Le 1er mai 1995, des skinheads participant à un cortège du Front National tuent un jeune marocain, Brahim Bouarram, en le poussant dans la Seine.

Huit jours plus tard, Jacques Chirac est élu président de la République, et l’éditorialiste politique de France 2, Alain Duhamel, fait ce commentaire :

« La campagne électorale a été adulte et civilisée : il n’y a pas eu de sang, il n’y a pas eu de mort ».

Cette campagne civilisée s’était ouverte, le 21 février 1995, par le meurtre d’un jeune Français d’origine comorienne : Ibrahim Ali, abattu d’une balle dans le dos par un colleur d’affiche du Front national.

Plus de trente ans auparavant, le 13 février 1962, huit manifestants communistes sont tués par la police parisienne. Le journal Le Monde parle du « plus sanglant affrontement entre policiers et manifestants depuis février 1934 ».

Pourtant, quelques semaines auparavant, le 17 octobre 1961, la police parisienne massacrait par dizaines voire par centaines des Algériens qui manifestaient pacifiquement contre un couvre-feu discriminatoire.

Rappelons qu’en février 1934, la répression d’une violente manifestation d’extrême droite avait fait une dizaine de morts.

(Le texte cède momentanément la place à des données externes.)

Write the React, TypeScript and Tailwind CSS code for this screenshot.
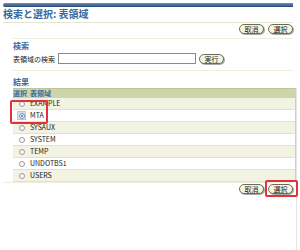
import React from 'react';

const font = { fontFamily: '"Noto Sans CJK JP", "Liberation Sans", sans-serif' };

function Btn({ label }: { label: string }) {
    return (
        <button className="h-[10px] w-[25px] rounded-full border border-[#6b6b5b] bg-[#f5f5e1] text-[7px] leading-[8px] text-[#222] shadow-[1px_1px_0_#aaa] flex items-center justify-center">
            {label}
        </button>
    );
}

export default function App() {
    const rows = ['EXAMPLE', 'MTA', 'SYSAUX', 'SYSTEM', 'TEMP', 'UNDOTBS1', 'USERS'];
    return (
        <div className="w-[300px] h-[250px] bg-white relative overflow-hidden" style={font}>
            <div className="pt-[3px] pl-[3px] pr-[7px]">
                <div className="h-[4px] rounded-l-full bg-gradient-to-b from-[#6f8fb5] to-[#24497a]" />
                <h1 className="mt-[1px] h-[12px] text-[10px] leading-[12px] font-bold text-[#3a6aa0] whitespace-nowrap">検索と選択: 表領域</h1>
                <div className="mt-[2px] h-px bg-[#e6e6cf]" />
                <div className="flex justify-end gap-[4px] mt-[1px] h-[10px]">
                    <Btn label="取消" />
                    <Btn label="選択" />
                </div>
            </div>

            <div className="pl-[13px] pr-[7px]">
                <div className="mt-[4px] h-px bg-[#eeeedd]" />
                <h2 className="mt-[2px] h-[10px] text-[8px] leading-[10px] font-bold text-[#3a6aa0]">検索</h2>
                <div className="flex items-center mt-[2px] h-[11px]">
                    <span className="text-[7px] leading-[10px] text-[#222] w-[45px] whitespace-nowrap">表領域の検索</span>
                    <div className="w-[138px] h-[11px] border border-[#8a8a8a] bg-white" />
                    <div className="ml-[3px]"><Btn label="実行" /></div>
                </div>
                <div className="mt-[6px] h-px bg-[#eeeedd]" />
                <h2 className="mt-[6px] h-[10px] text-[8px] leading-[10px] font-bold text-[#3a6aa0]">結果</h2>
            </div>

            <div className="ml-[13px] mr-[4px] mt-[1px] border-r border-[#cfcfbf]">
                <div className="flex h-[10px] items-center bg-[#cdd5ab] border-t border-[#bcc497] text-[7px] leading-[9px] font-bold text-[#3a6aa0]">
                    <span className="w-[17px]">選択</span>
                    <span>表領域</span>
                </div>
                {rows.map((r, i) => (
                    <div
                        key={r}
                        className={`flex h-[12px] items-center border-b border-[#e2e2cc] ${i % 2 === 0 ? 'bg-[#f3f3e3]' : 'bg-white'}`}
                    >
                        <span className="w-[17px] flex justify-center">
                            {i === 1 ? (
                                <span className="w-[9px] h-[9px] bg-[#d6e2ee] border border-[#b7c7d8] flex items-center justify-center">
                                    <span className="w-[6px] h-[6px] rounded-full border border-[#6d8fb3] bg-white flex items-center justify-center">
                                        <span className="w-[2px] h-[2px] rounded-full bg-[#3566a8]" />
                                    </span>
                                </span>
                            ) : (
                                <span className="w-[6px] h-[6px] rounded-full border border-[#999] bg-white" />
                            )}
                        </span>
                        <span className="text-[7px] leading-[9px] text-[#222]">{r}</span>
                    </div>
                ))}
            </div>

            <div className="pl-[3px] pr-[7px]">
                <div className="h-px bg-[#eeeedd]" />
                <div className="flex justify-end gap-[4px] mt-[1px] h-[10px]">
                    <Btn label="取消" />
                    <Btn label="選択" />
                </div>
            </div>

            <div className="absolute left-[296px] top-[88px] bottom-0 border-l border-[#e3e3e3]" />
            <div className="absolute left-[10px] top-[100px] w-[38px] h-[24px] border-2 border-[#e2313a] rounded-[2px]" />
            <div className="absolute left-[265px] top-[180px] w-[33px] h-[17px] border-2 border-[#e2313a] rounded-[2px]" />
        </div>
    );
}
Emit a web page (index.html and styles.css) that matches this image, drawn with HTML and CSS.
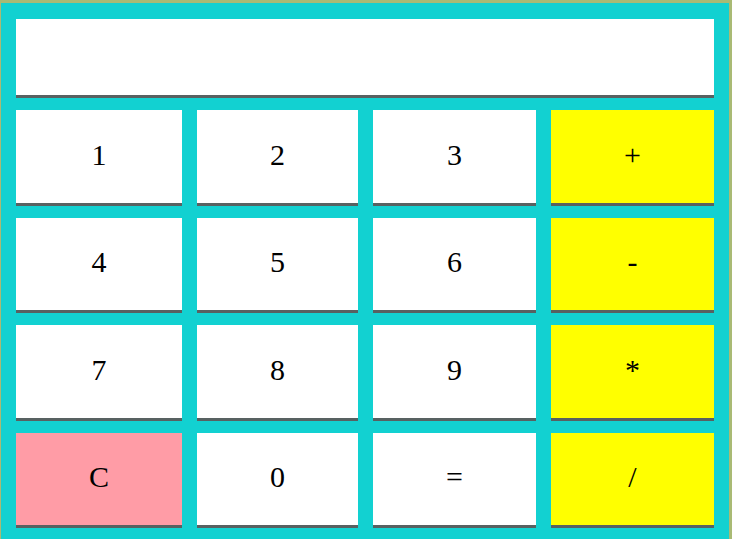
FILE: index.html
```html
<!DOCTYPE html>
<html>
<head>
<meta charset="utf-8">
<link rel="stylesheet" href="styles.css">
</head>
<body>
<div class="calc">
  <div class="display"></div>
  <div class="keys">
    <button class="key">1</button>
    <button class="key">2</button>
    <button class="key">3</button>
    <button class="key op">+</button>
    <button class="key">4</button>
    <button class="key">5</button>
    <button class="key">6</button>
    <button class="key op">-</button>
    <button class="key">7</button>
    <button class="key">8</button>
    <button class="key">9</button>
    <button class="key op">*</button>
    <button class="key clear">C</button>
    <button class="key">0</button>
    <button class="key">=</button>
    <button class="key op">/</button>
  </div>
</div>
</body>
</html>
```
FILE: styles.css
```css
html, body {
  margin: 0;
  padding: 0;
  background: #a9ba74;
  overflow: hidden;
}
.calc {
  margin: 3px 0 0 1px;
  width: 728px;
  box-sizing: border-box;
  padding: 16px 15px 15px 15px;
  background: #12d1d1;
}
.display {
  height: 76px;
  background: #ffffff;
  border-bottom: 3px solid #586161;
}
.keys {
  margin-top: 12px;
  display: grid;
  grid-template-columns: 166px 161px 163px 163px;
  grid-auto-rows: 95.5px;
  column-gap: 15px;
  row-gap: 12px;
}
.key {
  margin: 0;
  padding: 0 0 3px 0;
  border: none;
  border-bottom: 3px solid #586161;
  background: #ffffff;
  color: #000000;
  font-family: "Liberation Serif", "Times New Roman", serif;
  font-size: 30px;
  line-height: 1;
  cursor: pointer;
}
.op {
  background: #ffff00;
}
.clear {
  background: #ff9ca6;
}
```
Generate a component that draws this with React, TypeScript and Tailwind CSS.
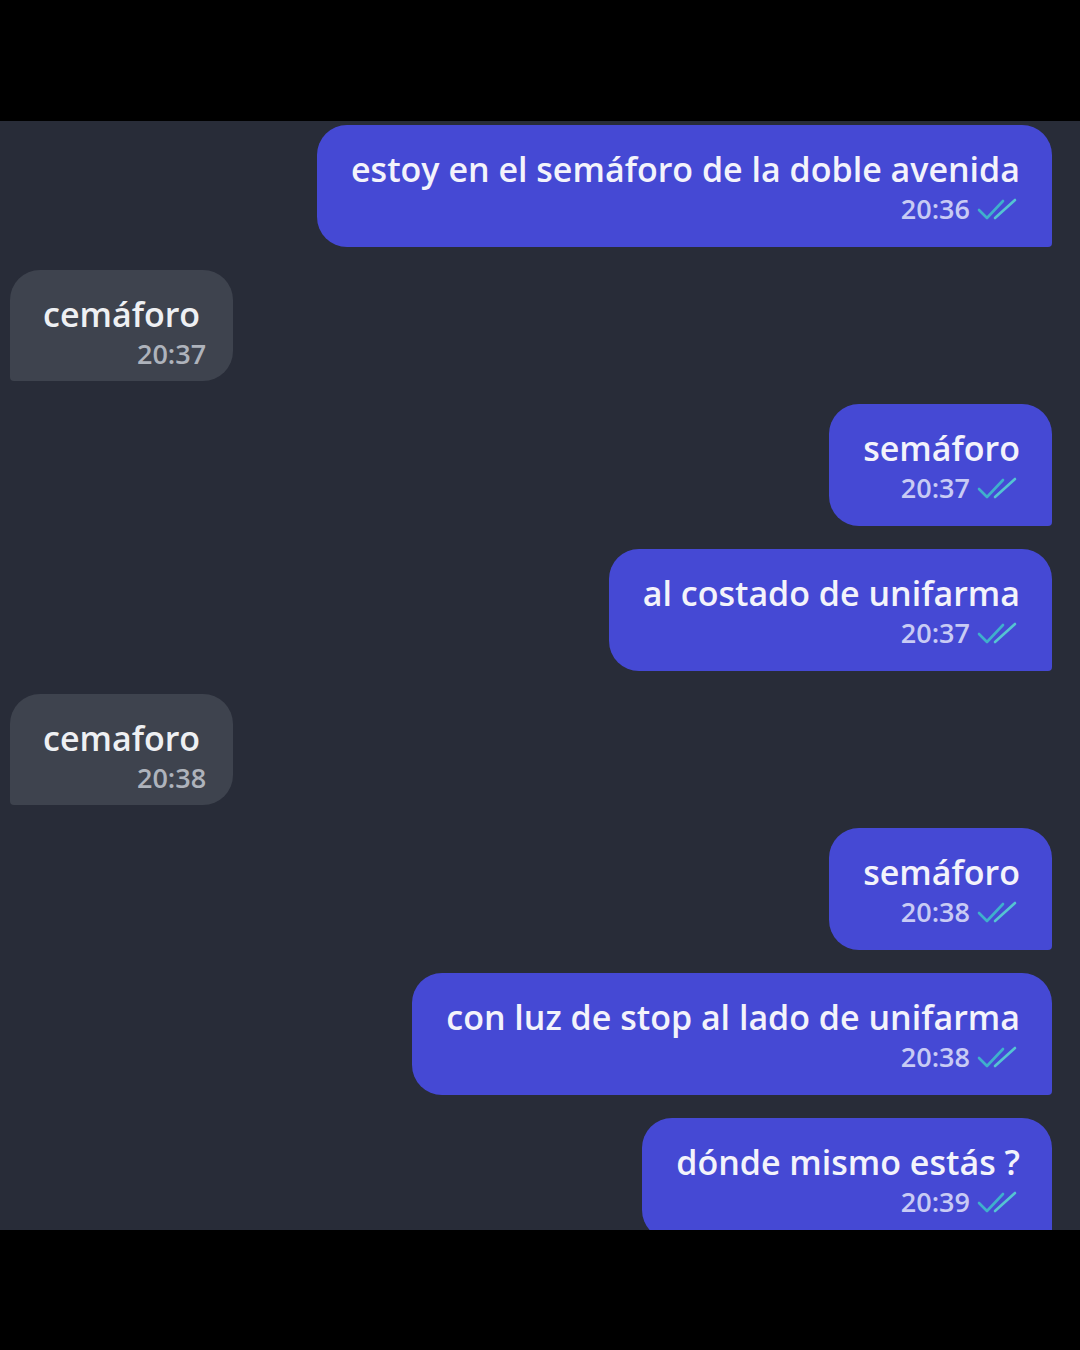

En octobre 1961, bien entendu, la connaissance exacte et exhaustive des faits n’est pas accessible. Mais la presse ne peut pas ne pas soupçonner que beaucoup plus de dix personnes ont été tuées [1]. Le journaliste qui compare Février 1962 à février 1934 en oubliant octobre 1961 fait donc comme si plusieurs dizaines d’Algériens valaient moins qu’une dizaine de Français – les huit communistes de Charonne ou les dix fascistes de février 1934.

En mai 1995, le commentateur qui affirme qu’il n’y a pas eu de mort ni de sang versé parle bien entendu au sens figuré. Il veut dire que les mots échangés par Lionel Jospin et Jacques Chirac durant la campagne électorale ont été courtois, qu’il n’y a eu entre eux ni injures ni invectives. Il reste que, pour parler ainsi de morts et de sang, et pour dire qu’il n’y en a pas eu, il faut que le commentateur ait oublié, ou mis de côté, ou en tout cas qu’il ait tenu pour rien la mort réelle et le sang réel d’Ibrahim Ali et de Brahim Bouarram.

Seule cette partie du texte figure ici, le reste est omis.